The myth that ancient peoples had no concept of punctuality is completely false. Babylonian contracts from 2000 BCE specify exact timing for deliveries and payments. Roman legal proceedings required precise timing, with water clocks used to limit speech duration. Greek theatrical performances started at specific times announced by trumpet calls. Ancient punctuality was different from modern punctuality—based on natural rather than mechanical rhythms—but it was equally important for social coordination.

Many believe that all ancient timekeeping was inaccurate, but some methods achieved remarkable precision. The best Hellenistic water clocks were accurate to within minutes per day. Chinese astronomical clocks from the Song Dynasty (960-1279 CE) could maintain accuracy comparable to early mechanical clocks. Egyptian shadow clocks could determine noon to within seconds. The limitation wasn't accuracy but rather the difficulty of maintaining and operating these devices, not their fundamental precision.

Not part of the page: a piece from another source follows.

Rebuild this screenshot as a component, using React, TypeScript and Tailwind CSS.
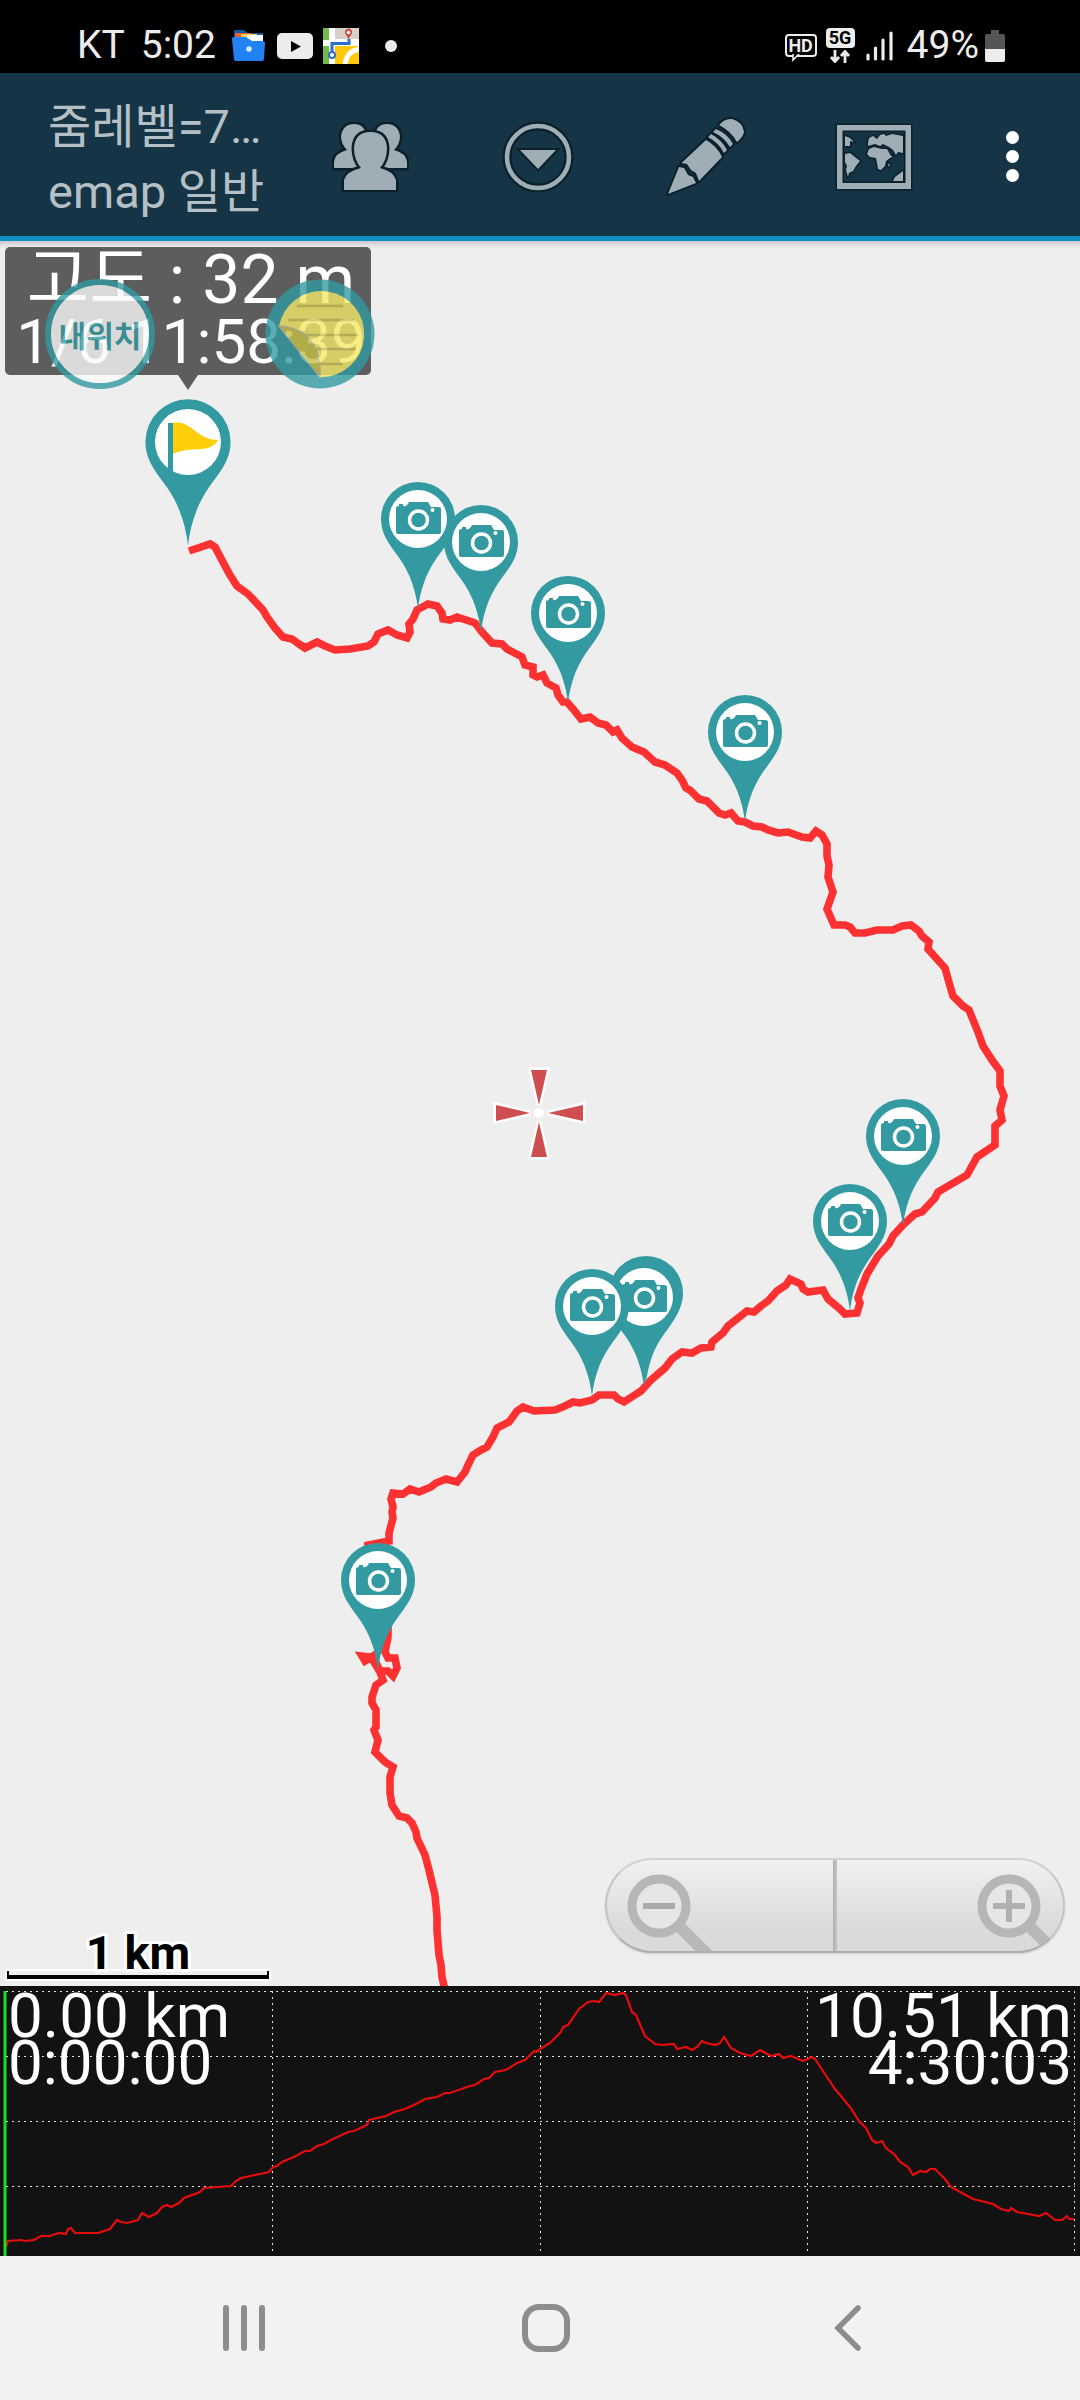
import type { ReactNode } from "react";

type Point = { x: number; y: number };

const TEAL = "#339aa2";

// tip of every photo pin, in map coordinates
const PHOTOS: Point[] = [
  { x: 418, y: 366 },
  { x: 481, y: 389 },
  { x: 568, y: 460 },
  { x: 745, y: 579 },
  { x: 903, y: 983 },
  { x: 850, y: 1068 },
  { x: 646, y: 1140 },
  { x: 644, y: 1144 },
  { x: 592, y: 1153 },
  { x: 378, y: 1427 },
];

const TRACK =
  "189,551 210,544 215,547 224,564 230,575 237,586 248,594 263,610 267,617 275,628 283,637 292,639 299,644 305,648 317,642 325,646 335,650 350,649 368,646 374,642 378,634 388,630 397,635 407,638 410,632 409,624 413,619 417,610 428,604 437,606 442,613 443,619 450,620 457,617 475,623 482,632 492,643 502,644 507,649 522,657 525,665 533,667 533,675 537,677 543,675 547,683 556,688 558,695 563,702 567,702 573,709 581,719 590,717 598,723 606,725 613,732 617,730 622,738 632,747 644,752 655,762 665,765 677,773 682,780 686,788 690,790 699,799 707,801 719,813 725,815 731,813 738,821 745,822 753,826 762,827 768,830 778,833 788,832 802,837 810,838 816,831 822,835 827,844 827,856 829,865 828,877 833,892 827,909 834,925 845,925 850,927 855,933 865,933 877,930 893,930 902,926 911,925 919,931 922,936 929,942 928,949 945,968 950,986 953,996 963,1006 969,1010 978,1032 983,1046 992,1060 1000,1071 1000,1086 1004,1096 1000,1110 1002,1120 995,1126 995,1145 977,1157 967,1175 955,1182 938,1192 935,1198 922,1212 915,1214 903,1225 893,1236 889,1244 878,1256 867,1274 861,1289 858,1298 860,1303 857,1313 845,1314 840,1309 828,1299 823,1290 808,1292 803,1289 801,1284 790,1279 786,1285 777,1291 768,1301 761,1306 754,1312 747,1311 728,1326 723,1333 712,1342 711,1347 701,1348 692,1353 682,1352 672,1359 665,1368 651,1380 641,1391 624,1402 618,1399 614,1395 599,1395 592,1400 580,1403 573,1402 565,1406 555,1410 534,1411 523,1407 517,1411 509,1422 497,1428 493,1437 487,1447 481,1450 473,1455 468,1465 465,1472 457,1482 446,1479 436,1483 431,1487 419,1492 410,1489 403,1494 393,1493 391,1499 393,1507 392,1512 393,1518 389,1533 389,1541 368,1545 370,1580 388,1620 388,1637 385,1652 388,1658 395,1658 397,1668 393,1676 388,1671 380,1671 373,1656 365,1661 362,1656 371,1657 380,1672 383,1680 376,1685 372,1697 372,1703 376,1710 376,1727 374,1730 378,1740 375,1752 385,1762 393,1767 390,1777 390,1793 392,1805 399,1816 407,1818 412,1823 416,1832 417,1838 425,1855 429,1870 435,1895 437,1917 437,1930 439,1955 441,1965 442,1977 445,1990";

const ELEVATION =
  "6,261 8,255 21,254 25,255 34,254 41,250 50,250 59,247 66,248 68,243 71,242 75,247 98,247 110,243 117,234 121,236 127,237 138,234 142,227 149,231 157,227 162,221 167,219 171,221 179,217 184,212 200,206 204,202 231,200 236,195 241,192 255,189 269,186 273,181 277,180 282,176 294,171 305,165 310,165 317,160 324,158 331,154 348,146 354,145 367,139 369,134 386,130 394,126 405,123 418,117 425,113 437,111 445,107 450,107 470,100 475,99 484,93 489,92 495,86 506,84 517,77 525,74 534,65 536,66 540,63 550,57 561,46 563,41 568,39 579,23 588,16 595,15 599,16 606,7 615,9 623,7 626,9 632,26 636,29 645,50 655,58 662,59 674,58 677,63 686,61 692,64 697,61 702,55 706,57 716,59 720,57 724,51 731,62 740,67 751,70 760,64 771,70 779,68 783,72 791,70 803,75 812,71 815,73 827,91 835,103 850,121 859,135 866,142 872,154 876,157 882,155 886,162 895,169 900,176 908,181 913,189 920,185 926,186 930,183 935,183 945,193 951,201 962,207 973,213 993,218 1001,223 1009,225 1011,222 1017,226 1028,228 1039,230 1046,227 1055,234 1062,234 1067,230 1069,233 1074,233";

const PIN = "M0 2C-2-15-7-32-18-48C-27-61-37-71-37-88A37 37 0 0 1 37-88C37-71 27-61 18-48C7-32 2-15 0 2Z";

function PhotoPin({ x, y }: Point) {
  return (
    <g transform={`translate(${x} ${y})`}>
      <path d={PIN} fill={TEAL} />
      <circle cy={-88} r={29} fill="#fff" />
      <g transform="translate(0 -88)">
        <path
          d="M-22-11Q-22-13-19-13V-15H-15V-13Q-11-12-9-17H10L13-12H20Q23-12 23-10V13Q23 15 21 15H-20Q-22 15-22 13Z"
          fill={TEAL}
        />
        <circle cx={0.5} cy={1} r={9} fill={TEAL} stroke="#fff" strokeWidth={3.5} />
        <circle cx={14.5} cy={-9} r={2} fill="#fff" />
      </g>
    </g>
  );
}

function FlagPin({ x, y }: Point) {
  return (
    <g transform={`translate(${x} ${y})`}>
      <path d={PIN} fill={TEAL} transform="scale(1.15)" />
      <circle cy={-101} r={33} fill="#fff" />
      <path d="M-20-120H-15V-69L-20-74Z" fill={TEAL} />
      <path d="M-15-120C2-124 9-103 30-103C22-88 2-98-15-89Z" fill="#ffce0a" />
    </g>
  );
}

function StatusBar() {
  return (
    <header className="flex h-[73px] items-center bg-black pr-[75px] pl-[77px] pt-[18px] text-[39px] leading-none text-[#ececec]">
      <span>KT</span>
      <span className="ml-4">5:02</span>
      <svg className="ml-4 h-8 w-[33px]" viewBox="0 0 33 32">
        <path d="M2 0H12L16 3H31V14H2Z" fill="#12579c" />
        <path d="M3 3H19L23 6V12H3Z" fill="#e8603c" />
        <path d="M9 4H25V12H9Z" fill="#fbc94e" />
        <path d="M15 5H31V12H15Z" fill="#fff" />
        <path d="M0 9Q0 7 2 7H14L20 11H31Q33 11 33 13L32 29Q32 31 30 31H4Q2 31 2 29Z" fill="#2282f3" />
        <circle cx="17" cy="19" r="2.8" fill="#d8e8ff" />
      </svg>
      <svg className="ml-3 h-[26px] w-9" viewBox="0 0 36 26">
        <rect width="36" height="26" rx="5" fill="#ececec" />
        <path d="M14 8L24 13.500L14 19Z" fill="#000" />
      </svg>
      <svg className="ml-[10px] h-9 w-9" viewBox="0 0 36 36">
        <rect width="36" height="36" fill="#fff" />
        <path d="M0 0H6V12H0ZM0 18H6V36H0Z" fill="#73b84a" />
        <path d="M12 0H36V11H12Z" fill="#d6d0c9" />
        <path d="M12 18H36V36H12Z" fill="#ffc80b" />
        <path d="M22 38Q23 22 38 21" fill="none" stroke="#fff" strokeWidth="5" />
        <path d="M9 26V15.500H26V11" fill="none" stroke="#2a6fd0" strokeWidth="3" />
        <circle cx="9" cy="27" r="3" fill="#fff" stroke="#2a6fd0" strokeWidth="2" />
        <path d="M25.500 11L22.500 6A3.500 3.500 0 1 1 28.500 6Z" fill="#d0493f" />
        <circle cx="25.500" cy="4.500" r="1.800" fill="#fff" />
      </svg>
      <span className="ml-[26px] h-3 w-3 rounded-full bg-[#ececec]" />

      <div className="ml-auto flex items-center">
        <span className="relative flex h-[23px] w-8 items-center justify-center rounded-[4px] border-2 border-[#ececec] text-[18px] font-bold">
          HD
          <svg className="absolute -bottom-[7px] left-[5px] h-[8px] w-2" viewBox="0 0 8 8">
            <path d="M1 0V6L7 0" fill="#000" stroke="#ececec" strokeWidth="1.600" />
          </svg>
        </span>
        <div className="ml-[9px] flex flex-col items-center">
          <span className="flex h-[20px] w-[29px] items-center justify-center rounded-[4px] bg-[#ececec] text-[18px] font-bold text-black">
            5G
          </span>
          <svg className="mt-[2px] h-[13px] w-6" viewBox="0 0 24 13">
            <path
              d="M7 0V11M3 7L7 11.500L11 7M17 13V2M13 6L17 1.500L21 6"
              fill="none"
              stroke="#ececec"
              strokeWidth="2.800"
            />
          </svg>
        </div>
        <svg className="ml-[11px] h-[30px] w-7" viewBox="0 0 28 30">
          <path
            d="M2 24V28M9.500 17V28M17 9V28M25 2V28"
            stroke="#ececec"
            strokeWidth="3.200"
            strokeLinecap="round"
          />
        </svg>
        <span className="ml-[13px]">49%</span>
        <svg className="ml-[6px] h-8 w-5" viewBox="0 0 20 32">
          <path d="M6 0H14V4H18Q20 4 20 6V19H0V6Q0 4 2 4H6Z" fill="#555" />
          <path d="M0 19H20V30Q20 32 18 32H2Q0 32 0 30Z" fill="#ececec" />
        </svg>
      </div>
    </header>
  );
}

function ToolButton({ label, children }: { label: string; children: ReactNode }) {
  return (
    <button aria-label={label} className="flex h-full w-[168px] shrink-0 items-center justify-center">
      {children}
    </button>
  );
}

function AppBar() {
  return (
    <div className="flex h-[168px] items-center border-b-[5px] border-[#1291c2] bg-[#153445] pt-1 pr-[14px]">
      <h1 className="min-w-0 flex-1 pt-1 pl-12 text-[47px] leading-[65px] font-normal text-[#b5c0c6]">
        <span className="block truncate">줌레벨=7…</span>
        <span className="block whitespace-nowrap">emap 일반</span>
      </h1>
      <ToolButton label="People">
        <svg
          className="h-[70px] w-[77px]"
          viewBox="0 0 77 70"
          fill="#9fadb4"
          stroke="#0b202b"
          strokeWidth="5"
          strokeLinejoin="round"
          style={{ paintOrder: "stroke" }}
        >
          <path d="M2 46V40Q3 31 15 28Q9 22 9 14Q11 2 22 2Q33 2 34 14V46Z" />
          <path d="M75 46V40Q74 31 62 28Q68 22 68 14Q66 2 55 2Q44 2 43 14V46Z" />
          <path d="M12 68V58Q15 49 29 46Q22 38 22 26Q23 10 38.500 10Q54 10 55 26Q55 38 48 46Q61 49 64 58V68Z" />
        </svg>
      </ToolButton>
      <ToolButton label="More layers">
        <svg className="h-[72px] w-[72px]" viewBox="0 0 72 72">
          <circle cx="36" cy="36" r="31" fill="none" stroke="#0b202b" strokeWidth="9" />
          <circle cx="36" cy="36" r="31" fill="none" stroke="#9fadb4" strokeWidth="4.500" />
          <path
            d="M18 29H54L36 48Z"
            fill="#9fadb4"
            stroke="#0b202b"
            strokeWidth="4"
            style={{ paintOrder: "stroke" }}
          />
        </svg>
      </ToolButton>
      <ToolButton label="Edit">
        <svg
          className="h-[82px] w-20"
          viewBox="0 0 80 82"
          fill="#9fadb4"
          stroke="#0b202b"
          strokeWidth="4"
          strokeLinejoin="round"
          style={{ paintOrder: "stroke" }}
        >
          <path d="M2 78L13 51L18 52L22 59L27 61L30 67Z" />
          <path d="M15.500 47L40 24Q51 30 56 41L33 65L30 57L25 54L21 48Z" />
          <path d="M42 21L45 18Q56 24 61 34L58 37Q53 27 42 21Z" />
          <path d="M47 16L50 13Q62 18 67 28L64 31Q58 21 47 16Z" />
          <path d="M53 9Q59 2 66 3Q77 6 78 16Q77 21 71 26Q65 15 53 9Z" />
        </svg>
      </ToolButton>
      <ToolButton label="World map">
        <svg
          className="h-[70px] w-[78px]"
          viewBox="0 0 78 70"
          fill="#9fadb4"
          stroke="#0b202b"
          strokeWidth="3"
          strokeLinejoin="round"
          style={{ paintOrder: "stroke" }}
        >
          <path d="M2 3H76V67H2ZM7.500 8.500V61H70.500V8.500Z" fillRule="evenodd" />
          <path d="M10 14L15 16L19 20L15 19V24L10 24Z" />
          <path d="M10 32L15 31L25 39L21 44L18 49L14 51L13 55L11 48L12 44L10 40Z" />
          <path d="M33 21L34 16L38 14L42 17L45 13L49 12L51 14L57 12L68 14V31L63 30L61 33L58 28L54 25L48 22L45 24L40 22L33 24Z" />
          <path d="M32 32L34 27L39 25L47 27L52 27L56 34L58 34L51 39L50 44L46 48L43 47L41 36L35 35Z" />
          <path d="M53 43L55 41L54 45Z" />
          <path d="M58 59L60 55L68 49V59Z" />
        </svg>
      </ToolButton>
      <button
        aria-label="More options"
        className="flex h-full w-[108px] shrink-0 flex-col items-center justify-center gap-[6px]"
      >
        <span className="h-[13px] w-[13px] rounded-full bg-white" />
        <span className="h-[13px] w-[13px] rounded-full bg-white" />
        <span className="h-[13px] w-[13px] rounded-full bg-white" />
      </button>
    </div>
  );
}

function ZoomControls() {
  return (
    <div className="absolute right-[15px] bottom-[33px] flex h-[95px] w-[460px] overflow-hidden rounded-full border-2 border-t-[#d2d2d2] border-r-[#c4c4c4] border-b-[#adadad] border-l-[#c4c4c4] bg-linear-to-b from-[#f1f1f1] via-[#dadada] via-75% to-[#dadada] shadow-[0_1px_2px_#ccc]">
      <button aria-label="Zoom out" className="flex-1 border-r-2 border-[#b5b5b5]">
        <svg className="h-[91px] w-[110px]" viewBox="0 0 110 91">
          <path d="M72 66L110 104" stroke="#b8b8b8" strokeWidth="12" />
          <circle cx="52" cy="46" r="27" fill="#e6e6e6" stroke="#b6b6b6" strokeWidth="9" />
          <path d="M36 46H68" stroke="#aaa" strokeWidth="6" />
        </svg>
      </button>
      <button aria-label="Zoom in" className="flex flex-1 justify-end border-l-2 border-[#c0c0c0]">
        <svg className="h-[91px] w-[90px]" viewBox="0 0 90 91">
          <path d="M56 66L90 100" stroke="#b8b8b8" strokeWidth="12" />
          <circle cx="36" cy="46" r="27" fill="#e6e6e6" stroke="#b6b6b6" strokeWidth="9" />
          <path d="M20 46H52M36 30V62" stroke="#b0b0b0" strokeWidth="6" />
        </svg>
      </button>
    </div>
  );
}

function MapView() {
  return (
    <main className="relative min-h-[800px] flex-1 overflow-hidden bg-[#eee] shadow-[inset_0_8px_6px_-6px_#bbb]">
      <svg
        className="absolute inset-0 h-full w-full"
        viewBox="0 0 1080 1745"
        preserveAspectRatio="xMidYMin slice"
      >
        <polyline
          points={TRACK}
          transform="translate(0 -241)"
          fill="none"
          stroke="#fd3131"
          strokeWidth={7.6}
          strokeLinejoin="miter"
        />
        <FlagPin x={188} y={302} />
        {PHOTOS.map((p) => (
          <PhotoPin key={`${p.x}-${p.y}`} {...p} />
        ))}
        <circle cx={539} cy={872} r={5} fill="#fff" />
        <g
          transform="translate(539 872)"
          fill="#cf4f51"
          stroke="#fff"
          strokeWidth={5}
          style={{ paintOrder: "stroke" }}
        >
          <path d="M0-8L-8-43H8Z" />
          <path d="M0 9L-8 44H8Z" />
          <path d="M-9 0L-43-8V8Z" />
          <path d="M9 0L44-8V8Z" />
        </g>
      </svg>

      <div className="absolute top-[6px] left-[5px] flex h-32 w-[366px] flex-col items-center rounded-[5px] bg-[#5d5d5d] pt-[2px] pl-[6px] whitespace-nowrap text-white">
        <span className="text-[68px] leading-[62px]">고도 : 32 m</span>
        <span className="text-[62px] leading-[62px]">1/6 11:58:39</span>
        <svg className="absolute top-full left-[173px] h-[15px] w-5" viewBox="0 0 20 15">
          <path d="M0 0H20L10 15Z" fill="#5d5d5d" />
        </svg>
      </div>

      <button className="absolute top-[38px] left-[45px] flex h-[110px] w-[110px] items-center justify-center rounded-full border-[6px] border-[#339aa2] bg-[#fafafa] pt-1 text-[30px] font-bold whitespace-nowrap text-[#339aa2] opacity-80">
        내위치
      </button>
      <button aria-label="Note" className="absolute top-[38px] left-[265px] opacity-80">
        <svg className="h-[110px] w-[110px]" viewBox="0 0 110 110">
          <circle cx="55" cy="55" r="54.500" fill={TEAL} />
          <path d="M14 47A43 43 0 1 1 55 98Z" fill="#f4e969" />
          <path d="M32 27H78M23 41H89M37 56H93M50 70H91M55 85H78" stroke="#c9bf55" strokeWidth="2.500" />
          <path d="M14 47Q56 50 55 98Z" fill="#c5c043" stroke="#b9b790" strokeWidth="1.500" />
        </svg>
      </button>

      <div className="absolute bottom-[7px] left-[7px] w-[262px]">
        <div className="text-center text-[47px] leading-9 font-bold text-black [-webkit-text-stroke:6px_white] [paint-order:stroke_fill]">
          1 km
        </div>
        <div className="h-2 border-x-2 border-b-4 border-black shadow-[0_0_0_2px_white]" />
      </div>
      <ZoomControls />
    </main>
  );
}

function ElevationChart() {
  return (
    <section className="relative bg-[#121212] text-[62px] leading-[47px] text-white">
      <svg className="block h-[270px] w-full" viewBox="0 0 1080 270" preserveAspectRatio="none">
        <path
          d="M6 5.500H1075M6 70.500H1075M6 135.500H1075M6 200.500H1075M272.500 5V266M540.500 5V266M807.500 5V266M1074.500 5V266"
          stroke="#e4e4e4"
          strokeWidth={1}
          strokeDasharray="2 4"
        />
        <polyline points={ELEVATION} fill="none" stroke="#e80c0c" strokeWidth={2.2} />
        <path d="M5 5V270" stroke="#18e018" strokeWidth={3} />
      </svg>
      <div className="absolute inset-x-0 top-[6px] flex justify-between px-2">
        <div>
          <div>0.00 km</div>
          <div>0:00:00</div>
        </div>
        <div className="text-right">
          <div>10.51 km</div>
          <div>4:30:03</div>
        </div>
      </div>
    </section>
  );
}

function NavBar() {
  return (
    <nav className="flex h-36 items-center justify-center bg-[#f2f2f2] pl-3">
      <button aria-label="Recents" className="flex h-full w-[302px] items-center justify-center">
        <svg className="h-[46px] w-[42px]" viewBox="0 0 42 46">
          <path d="M3 3V43M21 3V43M39 3V43" stroke="#8d8d8d" strokeWidth="6" strokeLinecap="round" />
        </svg>
      </button>
      <button aria-label="Home" className="flex h-full w-[302px] items-center justify-center">
        <svg className="h-12 w-12" viewBox="0 0 48 48">
          <rect x="3" y="3" width="42" height="42" rx="14" fill="none" stroke="#8d8d8d" strokeWidth="6" />
        </svg>
      </button>
      <button aria-label="Back" className="flex h-full w-[302px] items-center justify-center">
        <svg className="h-[46px] w-7" viewBox="0 0 28 46">
          <path d="M24 3L4 23L24 43" fill="none" stroke="#8d8d8d" strokeWidth="5.500" strokeLinecap="round" />
        </svg>
      </button>
    </nav>
  );
}

export default function App() {
  return (
    <div className="flex min-h-screen flex-col bg-black font-['Roboto','Noto_Sans_CJK_KR',sans-serif]">
      <StatusBar />
      <AppBar />
      <MapView />
      <ElevationChart />
      <NavBar />
    </div>
  );
}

The idea that sundials only work in sunny climates ignores the ingenuity of ancient engineers. Reflected sundials used mirrors to project sunlight into shaded areas. Polar sundials worked during the long summer days of northern regions. Portable universal sundials could be adjusted for any latitude. Some sophisticated sundials included analemma corrections for the equation of time, accounting for Earth's elliptical orbit. Ancient peoples developed sundial solutions for almost every geographical and climatic challenge.

There's a persistent belief that mechanical clocks immediately replaced all other timekeeping methods, but this transition took centuries. Water clocks remained common in China until the 1900s. Incense clocks were used in Japanese temples into the 20th century. Sundials were the primary time source for most people until affordable watches became available in the late 1800s. Even today, muezzins use astronomical calculations for prayer times, and some traditional communities maintain ancient timekeeping practices alongside modern clocks.